Problem statement
Scan the records below for the line containing "Convert this screenshot" and the line containing "const [theme, setTheme]". Copy both, plus every line between, exactly.

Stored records

++++++

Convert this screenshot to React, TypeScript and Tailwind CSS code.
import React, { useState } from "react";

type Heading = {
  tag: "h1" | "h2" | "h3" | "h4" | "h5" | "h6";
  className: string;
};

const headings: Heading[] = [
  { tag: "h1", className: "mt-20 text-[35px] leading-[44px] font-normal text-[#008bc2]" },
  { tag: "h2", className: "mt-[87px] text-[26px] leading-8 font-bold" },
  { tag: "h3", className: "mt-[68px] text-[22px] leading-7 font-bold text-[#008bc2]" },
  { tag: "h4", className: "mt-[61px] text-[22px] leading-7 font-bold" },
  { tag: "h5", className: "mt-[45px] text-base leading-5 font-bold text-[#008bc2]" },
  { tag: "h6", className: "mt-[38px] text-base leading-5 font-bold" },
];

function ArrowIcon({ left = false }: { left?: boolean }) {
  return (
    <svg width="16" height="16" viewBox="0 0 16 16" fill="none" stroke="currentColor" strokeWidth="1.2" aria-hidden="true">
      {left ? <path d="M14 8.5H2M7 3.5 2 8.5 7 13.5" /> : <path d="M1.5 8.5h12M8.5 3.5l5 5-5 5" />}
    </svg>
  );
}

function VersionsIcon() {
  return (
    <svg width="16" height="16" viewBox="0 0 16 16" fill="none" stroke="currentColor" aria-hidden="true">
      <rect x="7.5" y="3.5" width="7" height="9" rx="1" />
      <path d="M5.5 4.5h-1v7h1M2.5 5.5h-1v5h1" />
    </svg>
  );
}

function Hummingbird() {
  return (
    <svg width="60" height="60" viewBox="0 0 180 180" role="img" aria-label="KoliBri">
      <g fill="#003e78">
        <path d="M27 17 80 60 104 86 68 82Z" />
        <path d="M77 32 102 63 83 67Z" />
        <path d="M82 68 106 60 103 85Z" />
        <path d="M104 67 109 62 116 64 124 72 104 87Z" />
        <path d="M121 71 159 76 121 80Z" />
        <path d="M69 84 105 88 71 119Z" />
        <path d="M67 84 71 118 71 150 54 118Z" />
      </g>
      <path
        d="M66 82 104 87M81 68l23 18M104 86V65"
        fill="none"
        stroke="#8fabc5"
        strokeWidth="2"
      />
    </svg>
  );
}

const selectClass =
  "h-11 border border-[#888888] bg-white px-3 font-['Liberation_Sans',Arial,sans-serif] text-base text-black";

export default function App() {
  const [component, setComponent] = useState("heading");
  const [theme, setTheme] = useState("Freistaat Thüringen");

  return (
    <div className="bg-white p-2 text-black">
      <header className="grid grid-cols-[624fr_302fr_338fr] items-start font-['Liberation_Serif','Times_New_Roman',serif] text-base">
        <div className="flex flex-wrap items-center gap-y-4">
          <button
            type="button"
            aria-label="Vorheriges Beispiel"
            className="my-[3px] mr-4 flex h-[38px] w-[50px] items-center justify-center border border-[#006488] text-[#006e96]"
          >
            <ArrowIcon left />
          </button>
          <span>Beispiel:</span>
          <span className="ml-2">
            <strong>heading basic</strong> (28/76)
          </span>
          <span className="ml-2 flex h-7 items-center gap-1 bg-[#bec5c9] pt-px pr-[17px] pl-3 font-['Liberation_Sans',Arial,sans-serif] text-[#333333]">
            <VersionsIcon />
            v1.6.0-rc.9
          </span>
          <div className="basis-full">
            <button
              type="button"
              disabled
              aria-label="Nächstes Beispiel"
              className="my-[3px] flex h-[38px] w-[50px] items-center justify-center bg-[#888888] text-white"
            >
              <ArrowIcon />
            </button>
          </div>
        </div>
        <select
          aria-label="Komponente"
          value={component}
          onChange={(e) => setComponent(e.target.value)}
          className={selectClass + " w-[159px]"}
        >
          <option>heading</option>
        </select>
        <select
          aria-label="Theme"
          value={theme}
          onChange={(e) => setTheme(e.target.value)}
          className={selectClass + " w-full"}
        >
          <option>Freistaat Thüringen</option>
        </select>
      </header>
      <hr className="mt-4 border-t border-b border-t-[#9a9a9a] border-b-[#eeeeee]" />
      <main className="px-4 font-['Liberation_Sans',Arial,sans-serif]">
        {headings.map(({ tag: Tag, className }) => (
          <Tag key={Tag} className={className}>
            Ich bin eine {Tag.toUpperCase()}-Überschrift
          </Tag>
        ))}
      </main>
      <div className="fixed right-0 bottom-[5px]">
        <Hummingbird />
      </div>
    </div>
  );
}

++++++

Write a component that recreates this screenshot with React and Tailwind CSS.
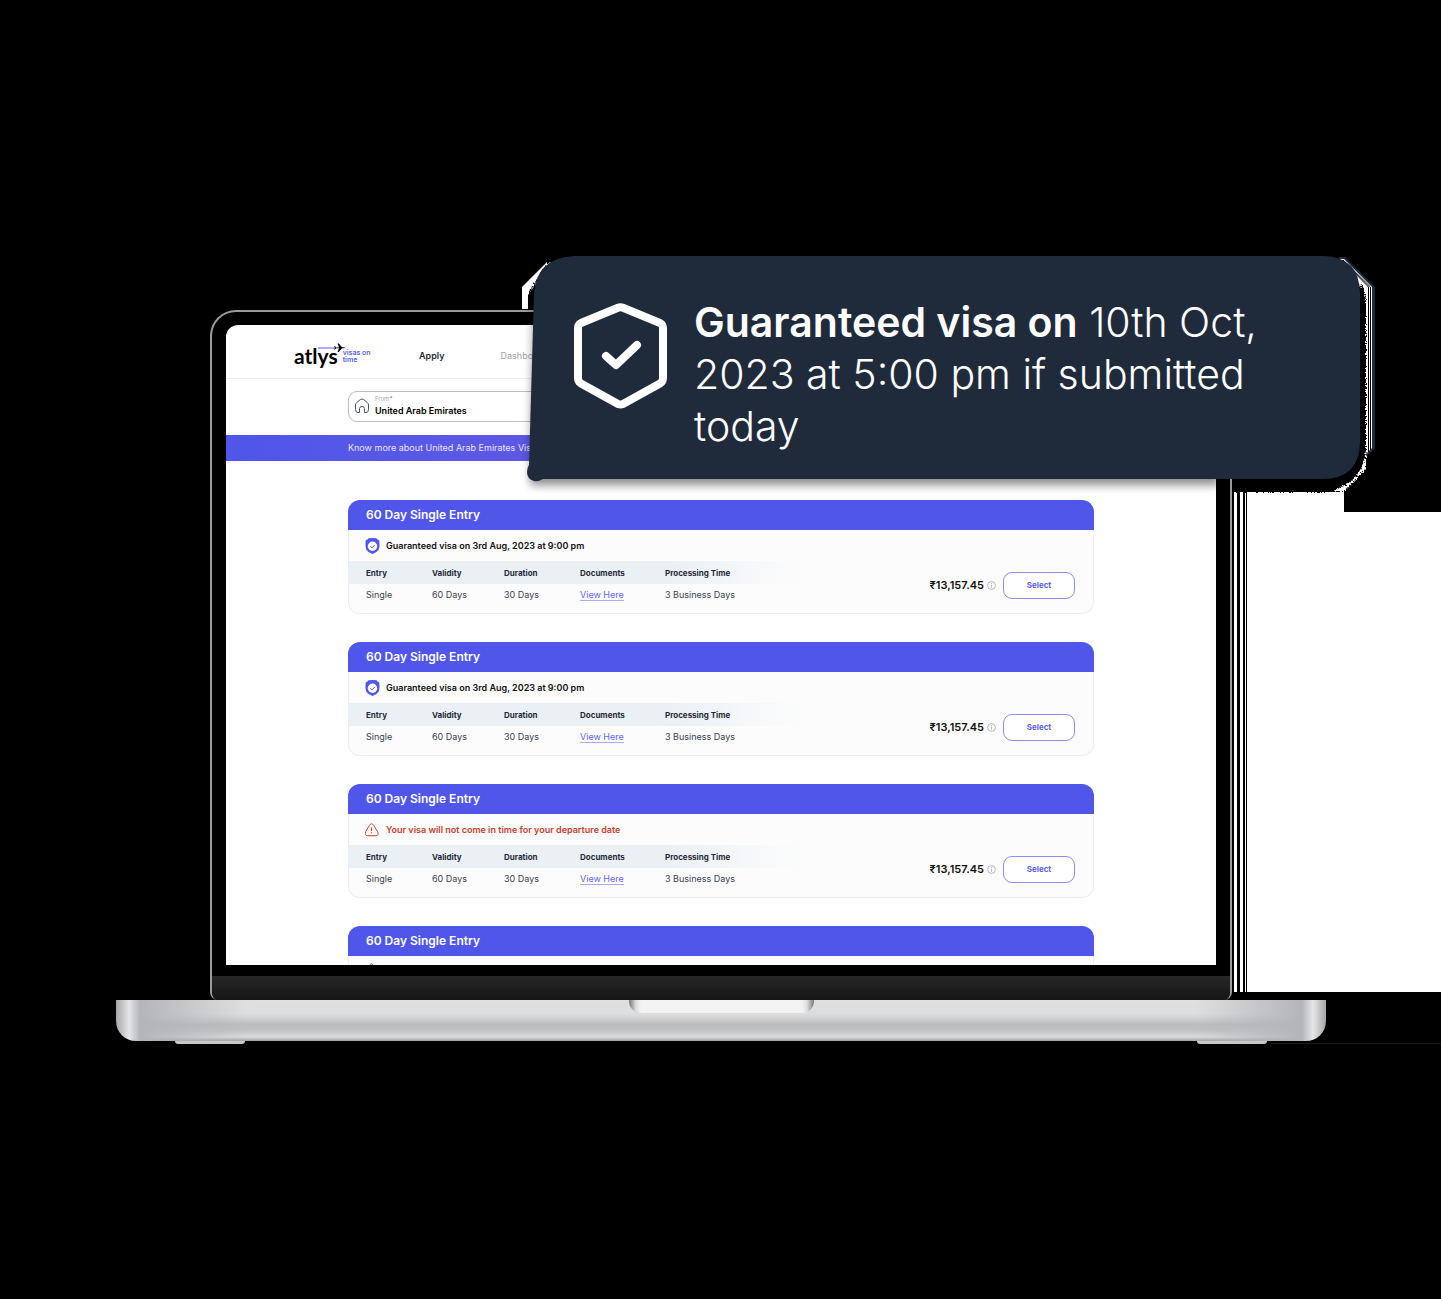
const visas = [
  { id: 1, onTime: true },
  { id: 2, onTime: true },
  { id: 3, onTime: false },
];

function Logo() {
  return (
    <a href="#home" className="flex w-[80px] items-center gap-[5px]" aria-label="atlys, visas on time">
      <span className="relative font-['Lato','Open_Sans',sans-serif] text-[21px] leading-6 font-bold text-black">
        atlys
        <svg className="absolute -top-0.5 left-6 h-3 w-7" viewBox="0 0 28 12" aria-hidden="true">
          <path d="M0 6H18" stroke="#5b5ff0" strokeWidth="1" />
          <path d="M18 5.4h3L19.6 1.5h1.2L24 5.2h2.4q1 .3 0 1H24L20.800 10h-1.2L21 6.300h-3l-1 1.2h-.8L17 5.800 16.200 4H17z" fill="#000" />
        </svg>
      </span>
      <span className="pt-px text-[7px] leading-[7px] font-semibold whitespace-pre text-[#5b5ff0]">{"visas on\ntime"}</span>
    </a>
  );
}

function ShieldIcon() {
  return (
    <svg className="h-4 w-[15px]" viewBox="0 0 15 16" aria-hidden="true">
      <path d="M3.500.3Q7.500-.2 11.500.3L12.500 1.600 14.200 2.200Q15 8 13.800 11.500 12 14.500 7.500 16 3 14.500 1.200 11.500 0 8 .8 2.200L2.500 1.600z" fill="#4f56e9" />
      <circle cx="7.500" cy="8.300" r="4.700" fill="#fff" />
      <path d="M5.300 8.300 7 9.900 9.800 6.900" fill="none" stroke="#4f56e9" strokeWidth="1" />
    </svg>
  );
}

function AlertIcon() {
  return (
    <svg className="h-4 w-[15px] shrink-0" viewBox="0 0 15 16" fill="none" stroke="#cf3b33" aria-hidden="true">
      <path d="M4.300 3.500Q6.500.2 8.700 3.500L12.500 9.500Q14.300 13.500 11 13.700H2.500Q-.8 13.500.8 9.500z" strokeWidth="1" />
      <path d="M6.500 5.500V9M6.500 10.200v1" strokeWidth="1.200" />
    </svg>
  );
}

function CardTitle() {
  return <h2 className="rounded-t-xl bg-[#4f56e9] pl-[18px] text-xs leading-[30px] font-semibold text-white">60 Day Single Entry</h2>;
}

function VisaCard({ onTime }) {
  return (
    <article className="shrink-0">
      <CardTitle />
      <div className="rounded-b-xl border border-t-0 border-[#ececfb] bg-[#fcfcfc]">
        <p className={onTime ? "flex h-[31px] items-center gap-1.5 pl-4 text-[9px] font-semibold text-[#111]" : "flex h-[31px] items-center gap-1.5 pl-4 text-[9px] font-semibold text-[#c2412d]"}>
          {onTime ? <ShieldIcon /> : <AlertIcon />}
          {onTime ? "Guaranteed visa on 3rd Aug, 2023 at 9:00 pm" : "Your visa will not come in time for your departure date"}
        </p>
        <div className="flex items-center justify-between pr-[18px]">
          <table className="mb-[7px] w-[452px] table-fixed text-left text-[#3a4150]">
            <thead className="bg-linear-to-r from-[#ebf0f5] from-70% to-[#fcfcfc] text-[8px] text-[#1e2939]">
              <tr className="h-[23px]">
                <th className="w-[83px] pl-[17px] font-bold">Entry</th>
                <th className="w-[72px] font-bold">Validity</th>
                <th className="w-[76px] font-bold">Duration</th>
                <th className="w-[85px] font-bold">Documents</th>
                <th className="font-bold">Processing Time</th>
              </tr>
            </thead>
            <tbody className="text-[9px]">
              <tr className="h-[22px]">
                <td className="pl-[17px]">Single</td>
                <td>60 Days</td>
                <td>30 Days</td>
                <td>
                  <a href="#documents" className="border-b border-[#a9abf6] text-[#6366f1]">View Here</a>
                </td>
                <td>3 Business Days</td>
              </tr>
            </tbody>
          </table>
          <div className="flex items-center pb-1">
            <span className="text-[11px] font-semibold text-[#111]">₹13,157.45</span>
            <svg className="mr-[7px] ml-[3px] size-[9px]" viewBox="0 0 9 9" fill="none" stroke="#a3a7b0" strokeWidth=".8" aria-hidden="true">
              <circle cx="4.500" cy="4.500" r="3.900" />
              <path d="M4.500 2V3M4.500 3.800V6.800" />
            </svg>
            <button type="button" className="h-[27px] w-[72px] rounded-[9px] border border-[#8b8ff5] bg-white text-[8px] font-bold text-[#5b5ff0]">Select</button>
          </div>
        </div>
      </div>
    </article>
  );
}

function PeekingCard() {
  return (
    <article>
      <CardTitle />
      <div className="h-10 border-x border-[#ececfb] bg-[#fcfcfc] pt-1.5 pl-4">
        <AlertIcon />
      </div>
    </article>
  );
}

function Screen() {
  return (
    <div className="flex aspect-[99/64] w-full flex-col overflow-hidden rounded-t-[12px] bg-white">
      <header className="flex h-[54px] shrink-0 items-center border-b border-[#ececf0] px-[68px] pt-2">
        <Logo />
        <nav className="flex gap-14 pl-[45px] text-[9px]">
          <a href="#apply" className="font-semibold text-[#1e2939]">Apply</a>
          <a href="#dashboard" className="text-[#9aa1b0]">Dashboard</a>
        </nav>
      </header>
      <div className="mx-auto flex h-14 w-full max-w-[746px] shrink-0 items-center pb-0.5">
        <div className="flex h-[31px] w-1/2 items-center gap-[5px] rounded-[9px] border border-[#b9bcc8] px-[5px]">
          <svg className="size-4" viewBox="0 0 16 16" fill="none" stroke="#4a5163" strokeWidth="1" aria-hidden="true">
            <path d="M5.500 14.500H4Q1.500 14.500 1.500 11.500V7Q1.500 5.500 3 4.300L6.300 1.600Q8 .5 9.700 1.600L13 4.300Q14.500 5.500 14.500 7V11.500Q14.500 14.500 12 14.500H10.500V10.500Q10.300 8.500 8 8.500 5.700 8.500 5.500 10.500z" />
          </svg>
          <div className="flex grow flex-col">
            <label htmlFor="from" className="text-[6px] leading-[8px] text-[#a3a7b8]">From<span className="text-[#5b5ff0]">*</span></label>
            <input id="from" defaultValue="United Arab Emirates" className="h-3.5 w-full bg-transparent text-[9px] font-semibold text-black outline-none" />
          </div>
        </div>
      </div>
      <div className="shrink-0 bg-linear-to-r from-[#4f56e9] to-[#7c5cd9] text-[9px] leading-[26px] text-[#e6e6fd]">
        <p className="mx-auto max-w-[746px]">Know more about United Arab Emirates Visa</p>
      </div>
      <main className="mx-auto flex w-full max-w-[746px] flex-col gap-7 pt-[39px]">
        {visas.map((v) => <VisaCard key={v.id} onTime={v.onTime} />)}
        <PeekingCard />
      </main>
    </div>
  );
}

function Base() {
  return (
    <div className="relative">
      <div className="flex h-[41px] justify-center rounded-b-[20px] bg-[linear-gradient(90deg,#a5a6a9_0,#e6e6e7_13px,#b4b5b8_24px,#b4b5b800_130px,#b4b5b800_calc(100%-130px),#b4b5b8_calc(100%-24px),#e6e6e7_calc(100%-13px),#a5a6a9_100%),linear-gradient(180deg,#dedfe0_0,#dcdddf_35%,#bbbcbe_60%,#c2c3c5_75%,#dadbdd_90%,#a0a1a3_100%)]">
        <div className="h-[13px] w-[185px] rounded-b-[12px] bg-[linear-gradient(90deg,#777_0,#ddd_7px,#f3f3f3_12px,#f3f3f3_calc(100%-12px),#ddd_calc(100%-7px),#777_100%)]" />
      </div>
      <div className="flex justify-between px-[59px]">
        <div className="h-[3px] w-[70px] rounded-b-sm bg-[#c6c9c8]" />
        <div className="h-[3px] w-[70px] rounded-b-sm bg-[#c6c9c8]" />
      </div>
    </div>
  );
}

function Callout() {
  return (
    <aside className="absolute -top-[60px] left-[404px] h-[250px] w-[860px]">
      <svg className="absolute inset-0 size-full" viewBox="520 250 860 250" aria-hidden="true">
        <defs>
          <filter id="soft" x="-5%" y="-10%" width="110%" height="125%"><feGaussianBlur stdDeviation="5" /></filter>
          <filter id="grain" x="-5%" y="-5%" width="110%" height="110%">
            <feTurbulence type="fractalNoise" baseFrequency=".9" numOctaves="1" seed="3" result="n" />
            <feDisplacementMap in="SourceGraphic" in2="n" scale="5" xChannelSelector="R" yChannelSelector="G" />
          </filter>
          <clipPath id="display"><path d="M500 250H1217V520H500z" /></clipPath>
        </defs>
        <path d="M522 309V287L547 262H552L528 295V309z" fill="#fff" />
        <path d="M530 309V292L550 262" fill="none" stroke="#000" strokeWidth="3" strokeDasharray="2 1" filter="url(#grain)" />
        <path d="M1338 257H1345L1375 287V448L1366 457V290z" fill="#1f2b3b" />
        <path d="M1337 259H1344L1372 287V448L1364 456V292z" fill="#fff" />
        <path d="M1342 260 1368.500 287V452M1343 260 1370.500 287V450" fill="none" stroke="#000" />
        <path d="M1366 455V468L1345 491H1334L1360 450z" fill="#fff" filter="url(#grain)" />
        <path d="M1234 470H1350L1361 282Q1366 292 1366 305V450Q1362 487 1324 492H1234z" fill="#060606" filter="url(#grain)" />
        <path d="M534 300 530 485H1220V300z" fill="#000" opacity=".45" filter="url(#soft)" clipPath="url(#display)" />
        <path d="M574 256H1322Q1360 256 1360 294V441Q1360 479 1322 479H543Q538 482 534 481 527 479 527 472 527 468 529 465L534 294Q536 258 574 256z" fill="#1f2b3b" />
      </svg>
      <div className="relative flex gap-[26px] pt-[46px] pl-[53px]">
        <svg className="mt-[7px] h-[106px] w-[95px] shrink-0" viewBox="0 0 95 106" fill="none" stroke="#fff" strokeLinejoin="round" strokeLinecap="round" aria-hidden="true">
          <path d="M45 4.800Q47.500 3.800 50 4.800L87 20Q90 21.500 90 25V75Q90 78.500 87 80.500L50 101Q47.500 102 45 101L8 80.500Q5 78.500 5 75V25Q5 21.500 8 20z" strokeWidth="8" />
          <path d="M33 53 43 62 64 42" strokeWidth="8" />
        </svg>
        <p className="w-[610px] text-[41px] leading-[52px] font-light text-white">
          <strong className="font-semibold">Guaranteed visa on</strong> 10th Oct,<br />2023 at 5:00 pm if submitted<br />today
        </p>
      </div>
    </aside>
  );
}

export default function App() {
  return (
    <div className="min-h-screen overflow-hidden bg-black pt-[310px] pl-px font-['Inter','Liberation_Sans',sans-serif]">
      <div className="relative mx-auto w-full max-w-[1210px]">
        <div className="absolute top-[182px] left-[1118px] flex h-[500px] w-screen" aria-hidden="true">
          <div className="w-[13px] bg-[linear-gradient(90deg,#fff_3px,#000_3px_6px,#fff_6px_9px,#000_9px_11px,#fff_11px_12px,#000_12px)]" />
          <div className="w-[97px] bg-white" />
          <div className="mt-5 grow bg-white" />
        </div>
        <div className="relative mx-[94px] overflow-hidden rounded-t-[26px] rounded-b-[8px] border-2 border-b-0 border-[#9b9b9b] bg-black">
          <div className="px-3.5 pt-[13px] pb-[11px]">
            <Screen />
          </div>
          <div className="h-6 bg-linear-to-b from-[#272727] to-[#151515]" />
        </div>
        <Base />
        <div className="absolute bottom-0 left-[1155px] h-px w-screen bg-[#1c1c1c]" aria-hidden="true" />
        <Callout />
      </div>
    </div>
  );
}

++++++

In response
Convert this screenshot to React, TypeScript and Tailwind CSS code.
import React, { useState } from "react";

type Heading = {
  tag: "h1" | "h2" | "h3" | "h4" | "h5" | "h6";
  className: string;
};

const headings: Heading[] = [
  { tag: "h1", className: "mt-20 text-[35px] leading-[44px] font-normal text-[#008bc2]" },
  { tag: "h2", className: "mt-[87px] text-[26px] leading-8 font-bold" },
  { tag: "h3", className: "mt-[68px] text-[22px] leading-7 font-bold text-[#008bc2]" },
  { tag: "h4", className: "mt-[61px] text-[22px] leading-7 font-bold" },
  { tag: "h5", className: "mt-[45px] text-base leading-5 font-bold text-[#008bc2]" },
  { tag: "h6", className: "mt-[38px] text-base leading-5 font-bold" },
];

function ArrowIcon({ left = false }: { left?: boolean }) {
  return (
    <svg width="16" height="16" viewBox="0 0 16 16" fill="none" stroke="currentColor" strokeWidth="1.2" aria-hidden="true">
      {left ? <path d="M14 8.5H2M7 3.5 2 8.5 7 13.5" /> : <path d="M1.5 8.5h12M8.5 3.5l5 5-5 5" />}
    </svg>
  );
}

function VersionsIcon() {
  return (
    <svg width="16" height="16" viewBox="0 0 16 16" fill="none" stroke="currentColor" aria-hidden="true">
      <rect x="7.5" y="3.5" width="7" height="9" rx="1" />
      <path d="M5.5 4.5h-1v7h1M2.5 5.5h-1v5h1" />
    </svg>
  );
}

function Hummingbird() {
  return (
    <svg width="60" height="60" viewBox="0 0 180 180" role="img" aria-label="KoliBri">
      <g fill="#003e78">
        <path d="M27 17 80 60 104 86 68 82Z" />
        <path d="M77 32 102 63 83 67Z" />
        <path d="M82 68 106 60 103 85Z" />
        <path d="M104 67 109 62 116 64 124 72 104 87Z" />
        <path d="M121 71 159 76 121 80Z" />
        <path d="M69 84 105 88 71 119Z" />
        <path d="M67 84 71 118 71 150 54 118Z" />
      </g>
      <path
        d="M66 82 104 87M81 68l23 18M104 86V65"
        fill="none"
        stroke="#8fabc5"
        strokeWidth="2"
      />
    </svg>
  );
}

const selectClass =
  "h-11 border border-[#888888] bg-white px-3 font-['Liberation_Sans',Arial,sans-serif] text-base text-black";

export default function App() {
  const [component, setComponent] = useState("heading");
  const [theme, setTheme] = useState("Freistaat Thüringen");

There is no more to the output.